For daily emotional regulation, research suggests the MED has three components:
- Emotional labeling (10–20 seconds)
Name one specific emotion you are currently experiencing. Not "bad," not "stressed" — something precise: anxious, overwhelmed, grateful, numb, irritable. The specificity activates regulatory circuits in the prefrontal cortex and dampens the amygdala response. This is affect labeling, and it is the most evidence-backed micro-intervention in emotional regulation research. - Acknowledgment (10–15 seconds)
The named emotion needs to be received, not immediately solved. A moment of acknowledgment — "this is how I feel, and that's okay" — interrupts the suppression cycle. Suppression takes energy and makes emotions more intense. Acknowledgment releases pressure. - One concrete action (30–60 seconds to decide)
Not a to-do list. Not a plan for how you'll feel better. One specific thing you can do in the next 10 minutes that is matched to your current emotional state. The specificity matters: "take a walk" is not an action. "Step outside for 90 seconds and breathe through your nose" is.
Total time: under two minutes. Done daily, this produces measurable change in emotional regulation over 30 days.
The exact 2-minute routine
Ask yourself: what am I feeling right now? Choose one word — the most accurate one you can find. If nothing comes easily, use a list: anxious, grateful, numb, overwhelmed, irritable, content, exhausted, hopeful, frustrated, calm, joyful, sad. Pick the closest one. Say it to yourself or write it down.
Don't try to fix, suppress, or argue with the emotion. Simply acknowledge it: "I'm feeling anxious right now. That's where I am." One sentence. The goal is not to feel differently — it's to be honest about what you feel. That honesty is what creates the regulatory effect.

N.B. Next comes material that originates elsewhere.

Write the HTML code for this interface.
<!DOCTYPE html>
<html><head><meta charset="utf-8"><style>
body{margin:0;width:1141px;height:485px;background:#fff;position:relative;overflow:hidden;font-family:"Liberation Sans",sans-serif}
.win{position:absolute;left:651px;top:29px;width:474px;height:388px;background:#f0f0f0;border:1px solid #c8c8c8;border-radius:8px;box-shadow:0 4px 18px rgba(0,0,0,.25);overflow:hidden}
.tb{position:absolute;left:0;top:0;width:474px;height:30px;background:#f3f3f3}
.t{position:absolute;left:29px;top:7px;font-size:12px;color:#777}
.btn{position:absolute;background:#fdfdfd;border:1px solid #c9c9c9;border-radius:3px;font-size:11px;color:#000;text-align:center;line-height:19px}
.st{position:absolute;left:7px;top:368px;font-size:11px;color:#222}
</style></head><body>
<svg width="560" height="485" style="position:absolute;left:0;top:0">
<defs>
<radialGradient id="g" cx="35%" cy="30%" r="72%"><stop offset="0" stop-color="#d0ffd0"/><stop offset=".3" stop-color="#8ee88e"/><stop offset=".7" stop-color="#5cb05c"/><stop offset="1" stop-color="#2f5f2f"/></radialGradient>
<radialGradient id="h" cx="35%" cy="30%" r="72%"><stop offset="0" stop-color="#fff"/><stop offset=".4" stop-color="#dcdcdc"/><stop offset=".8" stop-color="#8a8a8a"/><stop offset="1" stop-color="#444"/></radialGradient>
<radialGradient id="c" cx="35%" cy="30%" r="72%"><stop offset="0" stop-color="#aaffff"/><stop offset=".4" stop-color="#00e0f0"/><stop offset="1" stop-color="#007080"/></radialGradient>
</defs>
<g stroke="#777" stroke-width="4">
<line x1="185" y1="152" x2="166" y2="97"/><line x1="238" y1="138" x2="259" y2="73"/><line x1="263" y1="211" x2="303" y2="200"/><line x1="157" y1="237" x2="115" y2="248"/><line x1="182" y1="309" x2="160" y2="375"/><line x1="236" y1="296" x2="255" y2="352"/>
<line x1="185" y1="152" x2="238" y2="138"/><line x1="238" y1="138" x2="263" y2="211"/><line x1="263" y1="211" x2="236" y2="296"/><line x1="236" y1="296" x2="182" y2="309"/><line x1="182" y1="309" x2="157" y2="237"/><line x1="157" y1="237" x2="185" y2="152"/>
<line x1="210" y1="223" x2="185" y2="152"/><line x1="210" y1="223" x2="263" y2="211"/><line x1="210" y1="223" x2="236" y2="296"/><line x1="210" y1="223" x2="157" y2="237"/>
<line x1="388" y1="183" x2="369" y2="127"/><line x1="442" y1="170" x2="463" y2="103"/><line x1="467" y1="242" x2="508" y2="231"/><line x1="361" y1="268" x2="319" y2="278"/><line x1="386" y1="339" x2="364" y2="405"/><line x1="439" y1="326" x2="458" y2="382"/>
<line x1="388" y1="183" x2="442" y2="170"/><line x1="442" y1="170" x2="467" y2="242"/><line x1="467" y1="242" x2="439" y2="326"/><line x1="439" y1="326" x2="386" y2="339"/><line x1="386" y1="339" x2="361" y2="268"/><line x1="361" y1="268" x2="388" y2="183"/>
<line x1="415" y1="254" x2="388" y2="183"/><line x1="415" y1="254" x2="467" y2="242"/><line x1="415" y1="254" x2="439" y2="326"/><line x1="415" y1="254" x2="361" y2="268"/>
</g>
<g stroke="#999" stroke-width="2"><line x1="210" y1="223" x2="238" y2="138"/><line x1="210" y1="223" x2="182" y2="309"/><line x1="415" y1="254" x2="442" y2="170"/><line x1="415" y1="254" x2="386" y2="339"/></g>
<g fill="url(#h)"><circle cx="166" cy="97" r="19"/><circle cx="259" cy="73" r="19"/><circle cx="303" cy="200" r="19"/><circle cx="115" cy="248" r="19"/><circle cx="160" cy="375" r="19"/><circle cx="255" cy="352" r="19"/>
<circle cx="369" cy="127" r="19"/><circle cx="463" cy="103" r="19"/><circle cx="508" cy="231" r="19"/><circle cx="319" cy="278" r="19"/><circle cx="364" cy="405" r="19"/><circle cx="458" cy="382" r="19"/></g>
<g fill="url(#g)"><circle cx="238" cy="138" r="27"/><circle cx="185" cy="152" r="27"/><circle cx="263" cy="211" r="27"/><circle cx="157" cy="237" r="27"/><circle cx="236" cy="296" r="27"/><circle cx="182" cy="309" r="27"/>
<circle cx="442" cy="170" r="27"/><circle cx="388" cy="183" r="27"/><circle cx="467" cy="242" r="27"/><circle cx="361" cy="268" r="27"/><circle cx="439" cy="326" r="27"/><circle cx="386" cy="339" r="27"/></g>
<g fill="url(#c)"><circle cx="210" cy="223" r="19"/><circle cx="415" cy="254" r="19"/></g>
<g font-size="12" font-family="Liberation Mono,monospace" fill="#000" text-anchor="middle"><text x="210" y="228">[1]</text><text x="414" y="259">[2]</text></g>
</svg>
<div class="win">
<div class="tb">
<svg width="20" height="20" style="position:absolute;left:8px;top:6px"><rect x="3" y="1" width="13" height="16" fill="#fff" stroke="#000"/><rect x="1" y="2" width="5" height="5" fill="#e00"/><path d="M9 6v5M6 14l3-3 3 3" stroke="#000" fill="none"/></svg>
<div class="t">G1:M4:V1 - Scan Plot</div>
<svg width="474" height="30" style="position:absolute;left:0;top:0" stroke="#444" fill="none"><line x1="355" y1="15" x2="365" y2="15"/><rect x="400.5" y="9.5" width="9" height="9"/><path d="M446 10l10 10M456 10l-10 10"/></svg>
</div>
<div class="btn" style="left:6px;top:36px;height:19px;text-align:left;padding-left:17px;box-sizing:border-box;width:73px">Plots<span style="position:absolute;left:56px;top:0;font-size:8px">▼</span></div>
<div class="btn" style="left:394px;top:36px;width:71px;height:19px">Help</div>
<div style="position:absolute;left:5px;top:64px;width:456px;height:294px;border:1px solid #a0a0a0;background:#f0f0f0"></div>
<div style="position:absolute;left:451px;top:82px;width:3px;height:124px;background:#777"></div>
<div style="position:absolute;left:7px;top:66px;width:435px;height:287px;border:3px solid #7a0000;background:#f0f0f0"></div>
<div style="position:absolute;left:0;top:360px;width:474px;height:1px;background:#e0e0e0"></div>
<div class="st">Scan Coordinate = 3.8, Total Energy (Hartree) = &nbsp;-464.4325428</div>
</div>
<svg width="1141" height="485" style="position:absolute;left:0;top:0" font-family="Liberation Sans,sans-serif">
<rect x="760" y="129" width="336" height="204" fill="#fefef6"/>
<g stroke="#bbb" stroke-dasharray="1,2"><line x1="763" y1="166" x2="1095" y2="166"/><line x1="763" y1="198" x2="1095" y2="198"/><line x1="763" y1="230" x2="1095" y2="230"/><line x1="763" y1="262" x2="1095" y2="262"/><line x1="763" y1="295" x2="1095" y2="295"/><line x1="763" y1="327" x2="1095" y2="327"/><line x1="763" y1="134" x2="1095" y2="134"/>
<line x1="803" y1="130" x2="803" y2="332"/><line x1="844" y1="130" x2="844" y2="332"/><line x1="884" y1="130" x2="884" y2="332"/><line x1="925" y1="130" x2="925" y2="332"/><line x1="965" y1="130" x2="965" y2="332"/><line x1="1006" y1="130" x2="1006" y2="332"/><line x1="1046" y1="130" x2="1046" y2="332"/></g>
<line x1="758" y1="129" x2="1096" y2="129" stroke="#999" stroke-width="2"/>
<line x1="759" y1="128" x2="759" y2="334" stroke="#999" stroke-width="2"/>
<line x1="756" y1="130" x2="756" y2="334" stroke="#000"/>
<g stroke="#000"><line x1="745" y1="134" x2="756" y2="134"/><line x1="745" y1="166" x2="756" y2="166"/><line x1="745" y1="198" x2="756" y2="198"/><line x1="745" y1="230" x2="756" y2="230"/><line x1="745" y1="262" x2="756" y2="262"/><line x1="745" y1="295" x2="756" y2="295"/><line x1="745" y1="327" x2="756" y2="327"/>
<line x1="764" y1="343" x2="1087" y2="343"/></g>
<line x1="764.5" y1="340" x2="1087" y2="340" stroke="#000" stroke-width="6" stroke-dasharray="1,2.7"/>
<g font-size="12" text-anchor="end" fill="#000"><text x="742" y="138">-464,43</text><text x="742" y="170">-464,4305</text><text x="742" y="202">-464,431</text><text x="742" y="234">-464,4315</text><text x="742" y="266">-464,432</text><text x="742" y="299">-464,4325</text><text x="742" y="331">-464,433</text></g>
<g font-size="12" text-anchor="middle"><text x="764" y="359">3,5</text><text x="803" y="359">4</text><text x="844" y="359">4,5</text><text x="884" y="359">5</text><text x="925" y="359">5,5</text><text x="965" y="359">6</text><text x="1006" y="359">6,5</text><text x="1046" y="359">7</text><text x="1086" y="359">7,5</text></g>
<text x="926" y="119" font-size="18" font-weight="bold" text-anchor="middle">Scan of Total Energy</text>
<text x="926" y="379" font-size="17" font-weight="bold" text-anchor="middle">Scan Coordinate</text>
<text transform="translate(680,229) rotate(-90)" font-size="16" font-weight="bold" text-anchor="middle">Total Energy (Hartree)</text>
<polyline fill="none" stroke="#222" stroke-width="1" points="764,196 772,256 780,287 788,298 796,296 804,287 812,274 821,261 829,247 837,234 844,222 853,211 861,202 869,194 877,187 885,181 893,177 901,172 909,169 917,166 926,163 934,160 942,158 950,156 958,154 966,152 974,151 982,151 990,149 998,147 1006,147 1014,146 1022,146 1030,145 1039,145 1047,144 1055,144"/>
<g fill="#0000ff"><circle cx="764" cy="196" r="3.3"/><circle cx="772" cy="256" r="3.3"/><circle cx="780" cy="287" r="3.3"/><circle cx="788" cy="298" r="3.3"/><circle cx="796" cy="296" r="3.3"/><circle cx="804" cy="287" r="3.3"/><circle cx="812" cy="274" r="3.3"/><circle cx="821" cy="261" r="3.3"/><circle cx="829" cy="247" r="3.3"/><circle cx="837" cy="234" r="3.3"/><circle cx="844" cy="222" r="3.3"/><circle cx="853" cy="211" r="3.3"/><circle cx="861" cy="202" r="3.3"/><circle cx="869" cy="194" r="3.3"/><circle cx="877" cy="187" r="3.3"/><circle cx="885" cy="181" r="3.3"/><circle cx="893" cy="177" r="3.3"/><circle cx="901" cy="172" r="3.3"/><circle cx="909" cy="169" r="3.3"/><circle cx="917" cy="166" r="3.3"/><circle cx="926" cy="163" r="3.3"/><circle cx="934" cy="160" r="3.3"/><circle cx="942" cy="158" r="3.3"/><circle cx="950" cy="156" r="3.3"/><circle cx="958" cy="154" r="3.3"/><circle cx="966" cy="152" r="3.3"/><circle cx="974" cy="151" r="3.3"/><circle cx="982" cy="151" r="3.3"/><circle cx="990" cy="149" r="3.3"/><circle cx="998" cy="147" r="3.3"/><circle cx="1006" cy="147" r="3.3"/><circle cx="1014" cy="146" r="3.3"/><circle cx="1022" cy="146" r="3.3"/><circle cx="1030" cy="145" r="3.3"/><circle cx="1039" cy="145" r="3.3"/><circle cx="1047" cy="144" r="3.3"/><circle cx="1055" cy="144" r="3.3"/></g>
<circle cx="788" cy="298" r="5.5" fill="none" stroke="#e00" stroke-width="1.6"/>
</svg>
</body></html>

Based on the emotion you named, pick one specific action you can take in the next 10 minutes. If anxious: a breathing exercise, grounding technique, or short walk. If exhausted: close your eyes for 5 minutes, drink water, step away from screens. If grateful: write one sentence about it. The action should be short, specific, and actually doable right now.
When to do it
The best time is the same time every day — not because that's when emotions are most relevant, but because consistency is what builds the habit. Behavioral research consistently shows that routine timing (same cue, same context) dramatically increases habit retention.
Good anchor points:
- Morning — Before you pick up your phone. Set the emotional frame for the day.

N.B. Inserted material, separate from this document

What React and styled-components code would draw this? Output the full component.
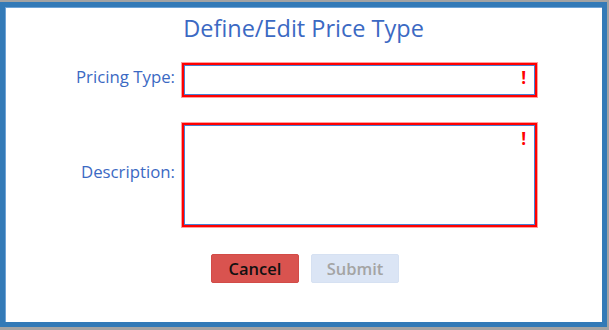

- Midday — After lunch, before afternoon work begins. A reset point.
- Evening — Before the wind-down. Process the day before sleep.
Choose one. Don't try all three to start. One consistent daily practice outperforms three irregular ones every time.
What to expect after 30 days
Most people report three things after 30 days of a consistent two-minute practice:
- Faster emotional recognition — You start noticing emotions earlier, before they build into full reactivity. The window between "stimulus" and "response" widens.
- Pattern awareness — You begin seeing which emotions recur and when. Triggers become visible. This is the foundation of emotional intelligence.
- Reduced baseline reactivity — The cumulative effect of daily labeling and action is a calmer default state. Not because life got easier, but because your nervous system got better at processing what happens.
None of this requires dramatic lifestyle changes. It requires two minutes. Every day.